Upon entering the banquet room, I was stripped from his protection and given a seat with others who would receive awards. By chance, I had the opportunity to sit at one of two tables for eight in front of a lustrous head table that included: Vice President Hubert Humphrey, Charles Lindbergh, General Jimmy Stewart and Bob Hope. Oh, they weren’t there for us helicopter jocks. They were there to hear and honor our guest speaker who was also sitting at my table, Col. Neil Armstrong. Neil had just completed a two week quarantine being the first man to set foot on the moon. He would be making his first public appearance since returning to Earth.
This was an outstanding opportunity; Madalyn Murray O’Hair had just badgered the US Supreme Court into throwing prayer out of public schools. Now she was back on her broom, petitioning the court to kick Bible reading out of space. The first Apollo Mission to orbit the Moon occurred last Christmas Eve and found the crew quoting Scripture, “In the beginning, God created Heaven and Earth. . . .” Part of her thesis was supposedly that Neil Armstrong was believed to be one her fellow atheists. Discussion at the table was already lively; I could hardly wait to hear his presentation!
Col. Armstrong described his descent from the Orbiter Vehicle as one continuous series of problems and wasn’t able to look out either of his two side windows until the landing module was righting itself in the automatic mode. “I glanced out and saw giant boulders . . . the size of cars and trucks,” Neil vividly painted. “Realizing I was on the edge of a crater, I elected to utilize my God-given right and take over in the manual mode to hover to a clear area.” (He was obviously a trained helicopter pilot) He continued, “. . . The final seconds fuel exhaustion warning sounded, I don’t know who landed the ship!” Col. Armstrong concluded.
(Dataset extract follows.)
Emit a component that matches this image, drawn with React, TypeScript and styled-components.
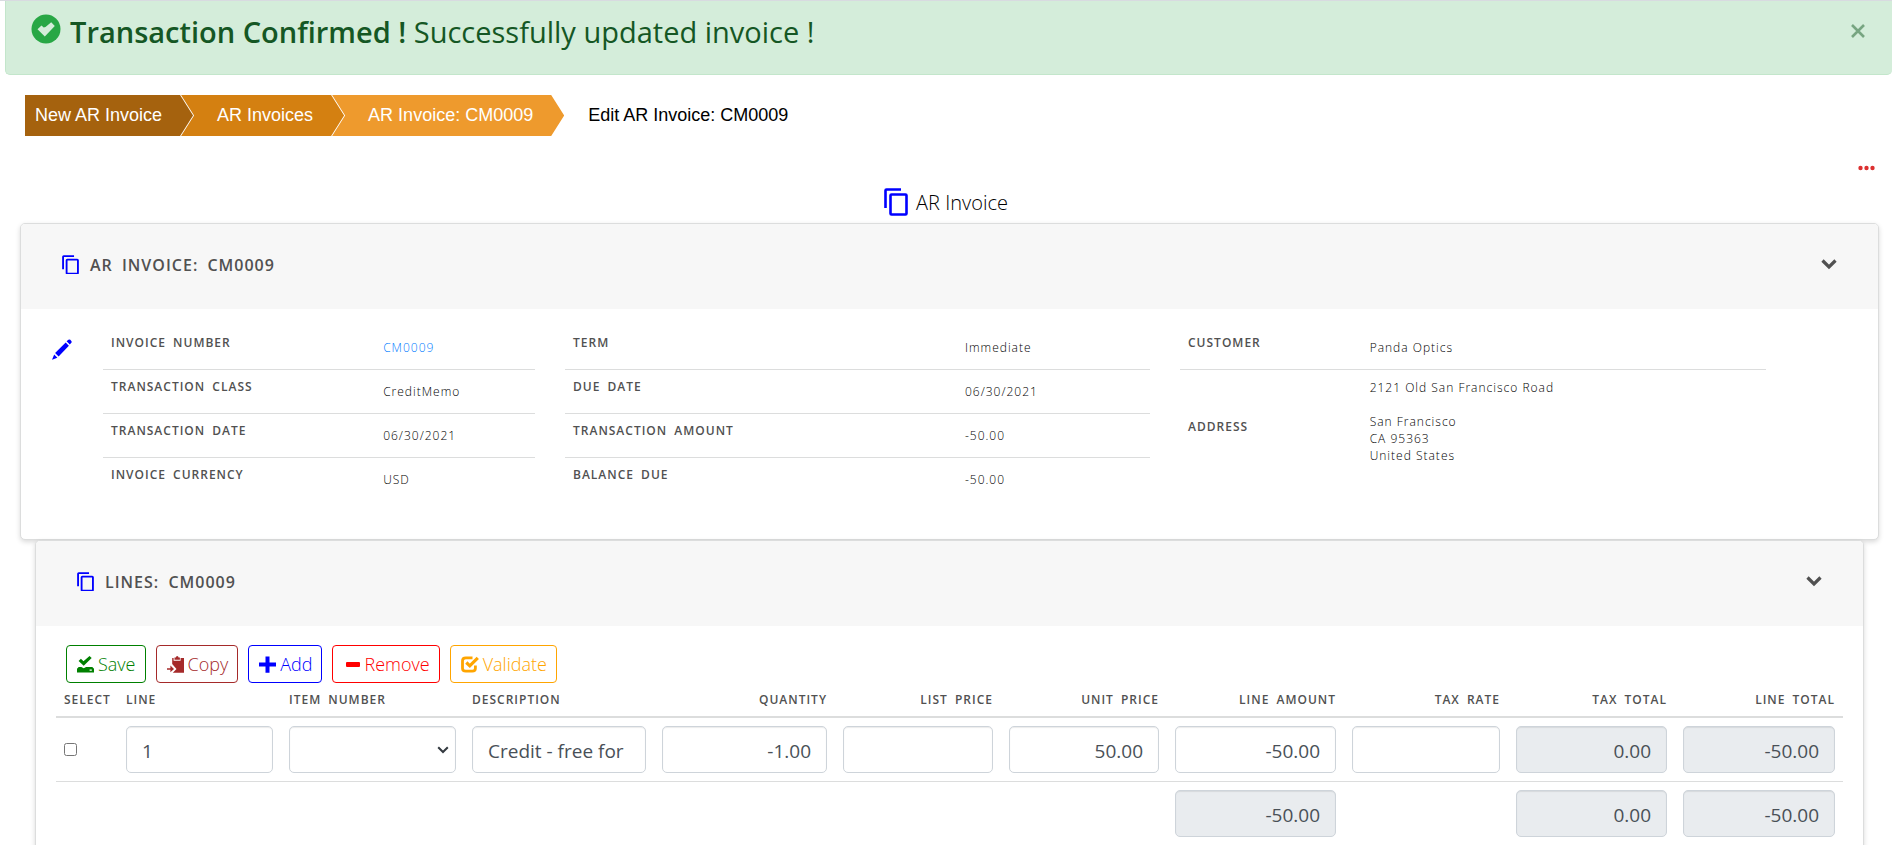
import React, { useState } from "react";
import styled, { createGlobalStyle } from "styled-components";

const ui = `"Open Sans", "Noto Sans", sans-serif`;

const GlobalStyle = createGlobalStyle`
  *, *::before, *::after { box-sizing: border-box; }
  body {
    margin: 0;
    background: #fff;
    color: #212529;
    font-family: ${ui};
    font-size: 16px;
    overflow-x: hidden;
  }
`;

const Page = styled.main`
  border-top: 1px solid #d8dbe0;
`;

/* ---------- alert ---------- */

const Alert = styled.div`
  display: flex;
  align-items: flex-start;
  height: 74px;
  margin-left: 5px;
  padding: 13px 27px 0 25px;
  border: 1px solid #c3e6cb;
  border-top: 0;
  border-right: 0;
  border-radius: 0 0 5px 5px;
  background: #d4edda;
  color: #155724;
  font-size: 29px;
  line-height: 36px;
`;

const AlertText = styled.p`
  flex: 1;
  margin: 0 0 0 9px;

  strong { font-weight: 600; }
`;

const IconButton = styled.button`
  display: inline-flex;
  padding: 0;
  border: 0;
  background: none;
  color: inherit;
  cursor: pointer;
`;

const CloseButton = styled(IconButton)`
  margin-top: 10px;
  color: #77a581;
`;

/* ---------- breadcrumbs ---------- */

const Crumbs = styled.nav`
  display: flex;
  margin: 20px 0 0 25px;
  font-family: "Liberation Sans", Arial, sans-serif;
  font-size: 18px;
  line-height: 41px;
`;

const Crumb = styled.a<{ $tone: string; $first?: boolean }>`
  margin-left: ${(p) => (p.$first ? 0 : -12)}px;
  padding: 0 31px 0 ${(p) => (p.$first ? 10 : 36)}px;
  background: ${(p) => p.$tone};
  color: #fff;
  text-decoration: none;
  white-space: nowrap;
  clip-path: polygon(
    0 0,
    calc(100% - 13px) 0,
    100% 50%,
    calc(100% - 13px) 100%,
    0 100%,
    ${(p) => (p.$first ? "0" : "13px")} 50%
  );
`;

const CurrentCrumb = styled.span`
  padding-left: 24px;
  color: #000;
`;

/* ---------- page heading ---------- */

const MenuRow = styled.div`
  display: flex;
  justify-content: flex-end;
  padding: 29px 17px 0 0;
  color: #dc3030;
`;

const Heading = styled.h1`
  display: flex;
  justify-content: center;
  align-items: center;
  gap: 8px;
  height: 42px;
  margin: 10px 0 0;
  color: #000;
  font-size: 20px;
  font-weight: 300;
`;

/* ---------- cards ---------- */

const Card = styled.section<{ $inset: number }>`
  margin: 0 ${(p) => p.$inset - 7}px 0 ${(p) => p.$inset}px;
  border: 1px solid #dcdddd;
  border-radius: 5px;
  box-shadow: 0 2px 5px rgba(0, 0, 0, 0.15);
  background: #fff;
`;

const CardHeader = styled.header`
  display: flex;
  align-items: center;
  gap: 11px;
  height: 85px;
  padding: 0 41px 4px;
  border-radius: 4px 4px 0 0;
  background: #f7f7f7;
  color: #515151;
`;

const CardTitle = styled.h2`
  flex: 1;
  margin: 0;
  font-size: 16px;
  font-weight: 600;
  letter-spacing: 1px;
  word-spacing: 4px;
`;

const Details = styled.div`
  display: grid;
  grid-template-columns: 31px 432fr 585fr 586fr;
  column-gap: 30px;
  min-height: 230px;
  padding: 17px 112px 38px 21px;
`;

const EditButton = styled(IconButton)`
  align-self: start;
  justify-content: flex-start;
  padding: 13px 0 0 10px;
  color: #00f;
`;

const FieldTable = styled.table<{ $labelWidth: string }>`
  align-self: start;
  width: 100%;
  border-collapse: collapse;
  table-layout: fixed;
  font-size: 12px;
  line-height: 17px;

  th {
    width: ${(p) => p.$labelWidth};
    padding: 8px;
    color: #515151;
    font-weight: 600;
    letter-spacing: 1px;
    word-spacing: 3px;
    text-align: left;
    vertical-align: top;
  }
  td {
    padding: 13px 8px;
    color: #000;
    font-weight: 300;
    letter-spacing: 1px;
    vertical-align: top;
  }
  tr + tr > * {
    border-top: 1px solid #dcdddd;
  }
  a {
    color: #007bff;
    text-decoration: none;
  }
`;

const AddressTable = styled(FieldTable)`
  tr + tr th { vertical-align: middle; }
  tr + tr td { padding: 9px 8px 18px; }
`;

/* ---------- lines ---------- */

const LinesBody = styled.div`
  padding: 19px 20px 20px;
`;

const Toolbar = styled.div`
  display: flex;
  gap: 10px;
  padding-left: 10px;
`;

const ToolButton = styled.button<{ $tone: string }>`
  display: inline-flex;
  align-items: center;
  gap: 5px;
  height: 38px;
  padding: 0 9px 0 10px;
  border: 1px solid ${(p) => p.$tone};
  border-radius: 4px;
  background: #fff;
  color: ${(p) => p.$tone};
  font: 300 18px ${ui};
  cursor: pointer;

  svg { margin-right: -1px; }
`;

const LinesTable = styled.table`
  width: 100%;
  border-collapse: collapse;
  table-layout: fixed;

  th {
    padding: 8px;
    color: #515151;
    font-size: 12px;
    font-weight: 600;
    line-height: 17px;
    letter-spacing: 1px;
    word-spacing: 3px;
    text-align: left;
    white-space: nowrap;
  }
  th.amount { text-align: right; }
  td { padding: 8px; }
  thead tr { border-bottom: 2px solid #dcdddd; }
  tbody tr { border-bottom: 1px solid #dcdddd; }
`;

const Col = styled.col<{ $w: number }>`
  width: ${(p) => p.$w}px;
`;

const Field = styled.input<{ $amount?: boolean }>`
  display: block;
  width: 100%;
  height: 47px;
  padding: 2px 15px 0;
  border: 1px solid #ced4da;
  border-radius: 5px;
  background: #fff;
  box-shadow: inset 0 1px 1px rgba(0, 0, 0, 0.08);
  color: #495057;
  font: 400 19px ${ui};
  text-align: ${(p) => (p.$amount ? "right" : "left")};

  &:read-only { background: #e9ecef; }
`;

const SelectBox = styled.div`
  display: grid;
  align-items: center;
  justify-items: end;

  > * { grid-area: 1 / 1; }
  > svg {
    margin-right: 7px;
    pointer-events: none;
  }
`;

const ItemSelect = styled.select`
  width: 100%;
  height: 47px;
  padding: 0 24px 0 15px;
  border: 1px solid #ced4da;
  border-radius: 5px;
  appearance: none;
  background: #fff;
  box-shadow: inset 0 1px 1px rgba(0, 0, 0, 0.08);
  color: #495057;
  font: 400 19px ${ui};
`;

const Tick = styled.input`
  display: block;
  width: 13px;
  height: 13px;
  margin: 0;
`;

/* ---------- icons ---------- */

const CheckCircle = () => (
  <svg width="30" height="30" viewBox="0 0 30 30" aria-hidden="true">
    <circle cx="15" cy="15" r="14.5" fill="#28a745" />
    <path d="M6.500 15.300l4-3.800 2.200 2.100 1.800-.6 5.700-4.800 3.600 3.800L13.800 22.500z" fill="#d4edda" />
  </svg>
);

const CopyIcon = ({ size, stroke }: { size: number; stroke: number }) => (
  <svg width={size} height={(size * 7) / 6} viewBox="0 0 24 28" fill="none" stroke="#00f" strokeWidth={stroke} aria-hidden="true">
    <path d="M1.500 20V2.500q0-1 1-1H17" />
    <rect x="6.500" y="6.500" width="16" height="20" rx="1" />
  </svg>
);

const PencilIcon = () => (
  <svg width="20" height="21" viewBox="0 0 20 21" fill="currentColor" aria-hidden="true">
    <path d="M16.400.8q1-.8 1.900 0l1 1.200q.8.900 0 1.800L17.800 5.400l-3.200-3.200zM13.700 3.400l3.200 3.400L6.600 17.600l-3.500-3.500zM2.200 15.500l3.200 3.300L0 20.800z" />
  </svg>
);

const ChevronIcon = () => (
  <svg width="16" height="12" viewBox="0 0 16 12" fill="none" stroke="#515151" strokeWidth="3.200" aria-hidden="true">
    <path d="M1.500 1.500L8 8l6.500-6.500" />
  </svg>
);

const SelectArrow = () => (
  <svg width="12" height="8" viewBox="0 0 12 8" fill="none" stroke="#343a40" strokeWidth="2" aria-hidden="true">
    <path d="M1.200 1.200L6 6l4.800-4.800" />
  </svg>
);

const SaveIcon = () => (
  <svg width="17" height="17" viewBox="0 0 17 17" fill="currentColor" aria-hidden="true">
    <path d="M1.600 5l2.300-2.200 2.600 2.400L12.500 0l2.200 2L6.700 9.800z" />
    <path d="M0 16.500v-3.700L1.700 11h2.600l2.400 1.300L9.100 11h6.200l1.700 1.800v3.700zM12.600 13.600v1.200h2.200v-1.200z" fillRule="evenodd" />
  </svg>
);

const PasteIcon = () => (
  <svg width="17" height="17" viewBox="0 0 17 17" fill="currentColor" aria-hidden="true">
    <path d="M5.200 2h1.400v2.800h7V2H17v14.800H5.800L9.500 13 5.200 8z" />
    <path d="M7.500 3.800V1.500h1.300Q9 0 10.200 0t1.400 1.500h1.300v2.300z" />
    <path d="M0 12.200h3.400V9.600L7 12.900l-3.600 3.300v-2.400H0z" />
  </svg>
);

const PlusIcon = () => (
  <svg width="17" height="17" viewBox="0 0 17 17" fill="currentColor" aria-hidden="true">
    <path d="M6.500 .500h4v6H17v4h-6.500v6.200h-4v-6.200H0v-4h6.500z" />
  </svg>
);

const MinusIcon = () => (
  <svg width="17" height="17" viewBox="0 0 17 17" fill="currentColor" aria-hidden="true">
    <rect x="3" y="6" width="14" height="5" rx="1" />
  </svg>
);

const ValidateIcon = () => (
  <svg width="18" height="17" viewBox="0 0 18 17" fill="none" stroke="currentColor" aria-hidden="true">
    <path d="M11.500 1.800H4.800q-3.300 0-3.300 3v7.400q0 3 3.300 3h6.400q3.200 0 3.200-3V9.500" strokeWidth="2.800" />
    <path d="M5.300 6.500l3.500 3.300 8-8" strokeWidth="3.200" />
  </svg>
);

const CloseIcon = () => (
  <svg width="14" height="14" viewBox="0 0 14 14" stroke="currentColor" strokeWidth="2.600" aria-hidden="true">
    <path d="M1 1l12 12M13 1L1 13" />
  </svg>
);

const DotsIcon = () => (
  <svg width="17" height="6" viewBox="0 0 17 6" fill="currentColor" aria-hidden="true">
    <circle cx="2.500" cy="3" r="2.200" />
    <circle cx="8.500" cy="3" r="2.200" />
    <circle cx="14.500" cy="3" r="2.200" />
  </svg>
);

/* ---------- data ---------- */

const crumbs = [
  { text: "New AR Invoice", tone: "#a5620e" },
  { text: "AR Invoices", tone: "#d48011" },
  { text: "AR Invoice: CM0009", tone: "#ee9a2d" },
];

const tools = [
  { text: "Save", tone: "green", icon: <SaveIcon /> },
  { text: "Copy", tone: "brown", icon: <PasteIcon /> },
  { text: "Add", tone: "blue", icon: <PlusIcon /> },
  { text: "Remove", tone: "red", icon: <MinusIcon /> },
  { text: "Validate", tone: "orange", icon: <ValidateIcon /> },
];

type Column = { name: string; width: number; amount?: boolean; value?: string; locked?: boolean; total?: string };

const columns: Column[] = [
  { name: "SELECT", width: 62 },
  { name: "LINE", width: 163, value: "1" },
  { name: "ITEM NUMBER", width: 183 },
  { name: "DESCRIPTION", width: 190, value: "Credit - free for" },
  { name: "QUANTITY", width: 181, amount: true, value: "-1.00" },
  { name: "LIST PRICE", width: 166, amount: true, value: "" },
  { name: "UNIT PRICE", width: 166, amount: true, value: "50.00" },
  { name: "LINE AMOUNT", width: 177, amount: true, value: "-50.00", total: "-50.00" },
  { name: "TAX RATE", width: 164, amount: true, value: "" },
  { name: "TAX TOTAL", width: 167, amount: true, value: "0.00", locked: true, total: "0.00" },
  { name: "LINE TOTAL", width: 168, amount: true, value: "-50.00", locked: true, total: "-50.00" },
];

const invoiceFields: [string, React.ReactNode][] = [
  ["INVOICE NUMBER", <a href="#invoice">CM0009</a>],
  ["TRANSACTION CLASS", "CreditMemo"],
  ["TRANSACTION DATE", "06/30/2021"],
  ["INVOICE CURRENCY", "USD"],
];

const termFields: [string, React.ReactNode][] = [
  ["TERM", "Immediate"],
  ["DUE DATE", "06/30/2021"],
  ["TRANSACTION AMOUNT", "-50.00"],
  ["BALANCE DUE", "-50.00"],
];

const Fields = ({ rows, labelWidth }: { rows: [string, React.ReactNode][]; labelWidth: string }) => (
  <FieldTable $labelWidth={labelWidth}>
    <tbody>
      {rows.map(([label, value]) => (
        <tr key={label}>
          <th scope="row">{label}</th>
          <td>{value}</td>
        </tr>
      ))}
    </tbody>
  </FieldTable>
);

const Panel = ({ title, inset, children }: { title: string; inset: number; children: React.ReactNode }) => {
  const [open, setOpen] = useState(true);
  return (
    <Card $inset={inset}>
      <CardHeader>
        <CopyIcon size={17} stroke={2.6} />
        <CardTitle>{title}</CardTitle>
        <IconButton type="button" aria-label="Toggle section" aria-expanded={open} onClick={() => setOpen(!open)}>
          <ChevronIcon />
        </IconButton>
      </CardHeader>
      {open && children}
    </Card>
  );
};

const LineCell = ({ column }: { column: Column }) => {
  if (column.name === "SELECT") return <Tick type="checkbox" aria-label="Select line" />;
  if (column.name === "ITEM NUMBER")
    return (
      <SelectBox>
        <ItemSelect aria-label="Item number">
          <option value="" />
        </ItemSelect>
        <SelectArrow />
      </SelectBox>
    );
  return <Field aria-label={column.name} $amount={column.amount} readOnly={column.locked} defaultValue={column.value} />;
};

export default function App() {
  const [confirmed, setConfirmed] = useState(true);
  return (
    <Page>
      <GlobalStyle />
      {confirmed && (
        <Alert role="alert">
          <CheckCircle />
          <AlertText>
            <strong>Transaction Confirmed !</strong> Successfully updated invoice !
          </AlertText>
          <CloseButton type="button" aria-label="Close" onClick={() => setConfirmed(false)}>
            <CloseIcon />
          </CloseButton>
        </Alert>
      )}

      <Crumbs aria-label="Breadcrumb">
        {crumbs.map((c, i) => (
          <Crumb key={c.text} href="#" $tone={c.tone} $first={i === 0}>
            {c.text}
          </Crumb>
        ))}
        <CurrentCrumb aria-current="page">Edit AR Invoice: CM0009</CurrentCrumb>
      </Crumbs>

      <MenuRow>
        <IconButton type="button" aria-label="More actions">
          <DotsIcon />
        </IconButton>
      </MenuRow>

      <Heading>
        <CopyIcon size={24} stroke={2.6} />
        AR Invoice
      </Heading>

      <Panel title="AR INVOICE: CM0009" inset={20}>
        <Details>
          <EditButton type="button" aria-label="Edit invoice">
            <PencilIcon />
          </EditButton>
          <Fields rows={invoiceFields} labelWidth="63%" />
          <Fields rows={termFields} labelWidth="67%" />
          <AddressTable $labelWidth="31%">
            <tbody>
              <tr>
                <th scope="row">CUSTOMER</th>
                <td>Panda Optics</td>
              </tr>
              <tr>
                <th scope="row">ADDRESS</th>
                <td>
                  2121 Old San Francisco Road
                  <br />
                  <br />
                  San Francisco
                  <br />
                  CA 95363
                  <br />
                  United States
                </td>
              </tr>
            </tbody>
          </AddressTable>
        </Details>
      </Panel>

      <Panel title="LINES: CM0009" inset={35}>
        <LinesBody>
          <Toolbar>
            {tools.map((t) => (
              <ToolButton key={t.text} type="button" $tone={t.tone}>
                {t.icon}
                {t.text}
              </ToolButton>
            ))}
          </Toolbar>
          <LinesTable>
            <colgroup>
              {columns.map((c) => (
                <Col key={c.name} $w={c.width} />
              ))}
            </colgroup>
            <thead>
              <tr>
                {columns.map((c) => (
                  <th key={c.name} scope="col" className={c.amount ? "amount" : undefined}>
                    {c.name}
                  </th>
                ))}
              </tr>
            </thead>
            <tbody>
              <tr>
                {columns.map((c) => (
                  <td key={c.name}>
                    <LineCell column={c} />
                  </td>
                ))}
              </tr>
            </tbody>
            <tfoot>
              <tr>
                {columns.map((c) => (
                  <td key={c.name}>
                    {c.total && <Field aria-label={`Total ${c.name}`} $amount readOnly defaultValue={c.total} />}
                  </td>
                ))}
              </tr>
            </tfoot>
          </LinesTable>
        </LinesBody>
      </Panel>
    </Page>
  );
}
I still don’t know what Neil’s religious beliefs are but that certainly didn’t sound like an atheist to me! I never again heard Madelyn take on NASA; in fact, a few years later, NO one heard from HER.
Copyright 2005/2012 Jack Schweibold, Chapter 15, In the Safety of His Wings
http://www.amazon.com/The-Safety-His-Wings
It's
a pleasure to revisit history once in a while.
Neil
I had the great pleasure and honor in working with Jack on many Soloy projects that used the Allison 250 series engines. Jack knowledge and experience was enormous help to us interesting and worthwhile projects.
Thanks Nick,
You were the Soloy treasure, an extremely talented engineer … the heart of Soloy's success. Thanks for letting us know you are still well. It was a joy to know you….
Jack
What an absolutely riveting story.
I have had the pleasure of meeting three great men. Frank Whittle, Bob Hoover, and you.
Don't know if you remember the Allison Training Center, but the manager Connie Martin, instructors, Bob Cook, Jessie Phillips, and myself all knew we were in the presence of greatness when you visited the training center. Will never forget the times you indoctrinated us to the helicopters, both the OH-6A and the OH-58.
Thanks Jack for the article and the memories . God Bless.